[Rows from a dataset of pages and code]

--- START ---

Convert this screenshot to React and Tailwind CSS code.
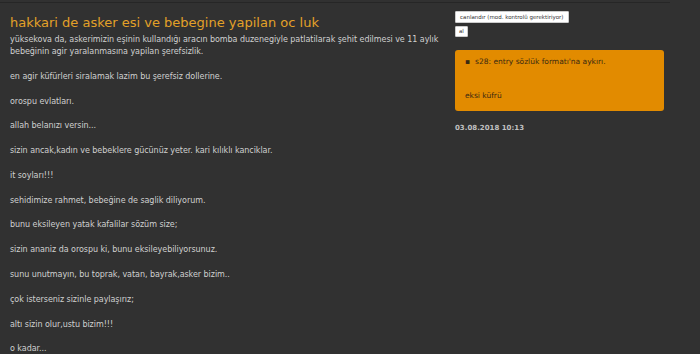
export default function App() {
  const paras = [
    "yüksekova da, askerimizin eşinin kullandığı aracın bomba duzenegiyle patlatilarak şehit edilmesi ve 11 aylık bebeğinin agir yaralanmasına yapilan şerefsizlik.",
    "en agir küfürleri siralamak lazim bu şerefsiz dollerine.",
    "orospu evlatları.",
    "allah belanızı versin...",
    "sizin ancak,kadın ve bebeklere gücünüz yeter. kari kılıklı kanciklar.",
    "it soyları!!!",
    "sehidimize rahmet, bebeğine de saglik diliyorum.",
    "bunu eksileyen yatak kafalilar sözüm size;",
    "sizin ananiz da orospu ki, bunu eksileyebiliyorsunuz.",
    "sunu unutmayın, bu toprak, vatan, bayrak,asker bizim..",
    "çok isterseniz sizinle paylaşırız;",
    "altı sizin olur,ustu bizim!!!",
    "o kadar...",
  ];
  return (
    <div className="w-[700px] h-[354px] overflow-hidden bg-[#313131] font-['DejaVu_Sans',sans-serif]">
      <div className="h-[3px] w-[670px] border-b border-[#262626]"></div>
      <div className="flex pl-[10px] pt-[10px]">
        <div className="w-[445px]">
          <h1 className="text-[13px] leading-[20px] text-[#e3a128] font-normal">
            hakkari de asker esi ve bebegine yapilan oc luk
          </h1>
          <div className="mt-[0.5px] text-[8px] leading-[12.4px] text-[#d0d0d0] w-[440px] tracking-[-0.05px]">
            {paras.map((p, i) => (
              <p key={i} className="mb-[12.4px]">{p}</p>
            ))}
          </div>
        </div>
        <div className="w-[209px] -mt-[2px]">
          <div className="flex flex-col items-start gap-[3px]">
            <button className="bg-white text-[#333] text-[5.5px] leading-[8px] px-[4px] py-[1px] rounded-[1px] border border-[#ccc]">
              canlandır (mod. kontrolü gerektiriyor)
            </button>
            <button className="bg-white text-[#333] text-[5.5px] leading-[7px] px-[3px] py-[1px] rounded-[1px] border border-[#ccc]">
              al
            </button>
          </div>
          <div className="mt-[13px] bg-[#e28b00] rounded-[3px] h-[61px] pl-[10px] pt-[7px] text-[7.5px] leading-[10px] text-[#3a2a12]">
            <ul className="list-none">
              <li className="flex gap-[5px]"><span>▪</span><span>s28: entry sözlük formatı'na aykırı.</span></li>
            </ul>
            <div className="mt-[24px]">eksi küfrü</div>
          </div>
          <div className="mt-[12px] text-[7px] font-bold text-[#c0c0c0]">03.08.2018 10:13</div>
        </div>
      </div>
    </div>
  );
}
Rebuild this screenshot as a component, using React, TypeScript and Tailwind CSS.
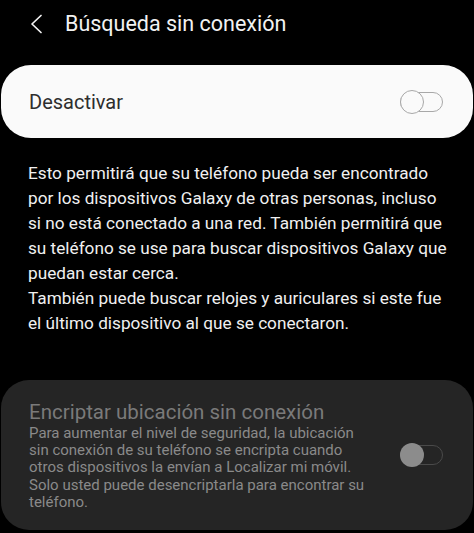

--- END ---

▸ What you will do
Which lines hold the word "screenshot"? Show each one.

▸ Response to this task
Convert this screenshot to React and Tailwind CSS code.
Rebuild this screenshot as a component, using React, TypeScript and Tailwind CSS.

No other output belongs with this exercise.